Dean Jackson said...

Wow.

Wow wow wow wow.

I don't want to be a jerk, but that's the best news for news and NPR junkies in Pittsburgh, ever. I've always complained that most of my $ donated to support NPR in Pgh... gets spent on keeping jazz on the air.

I wish there was a way to hear both news and jazz on the FM dial that didn't involve sacrificing one or the other, but this will certainly up the number of hours I have a radio turned on.

JRoth said...

What a comical idea - that NPR is somehow a rare, precious commodity available only over the airwaves, while Rhythm Sweet & Hot and Music from India are ubiquitous on the internet.

Mike, do you have a scheme whereby I can get the RS&H guys to come over and spin records for my family every Saturday night once YEP takes them off the air? Because that's what they've been doing for us - via the airwaves, of course - almost every week for the past dozen years.

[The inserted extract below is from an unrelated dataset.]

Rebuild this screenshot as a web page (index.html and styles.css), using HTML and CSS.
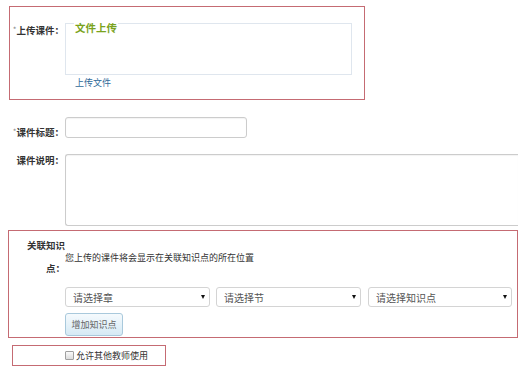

I'm not sure there's a workable scheme to be found in "listening parties." Some of their thousands of other listeners might want a turn.

Mike Madison said...

None of it is scarce. That's the point. Where you live has essentially nothing to do with what you can listen to. My favorite "station" is in San Francisco, and I listen for free in my car, my office, and my home. Yours could be in Mumbai or Rio.

As for listening parties and other things, no one needs a scheme. Just some initiative and the willingness to experiment with some tools. Craig's List, for example. Or the telephone. Finding like-minded souls has never been easier.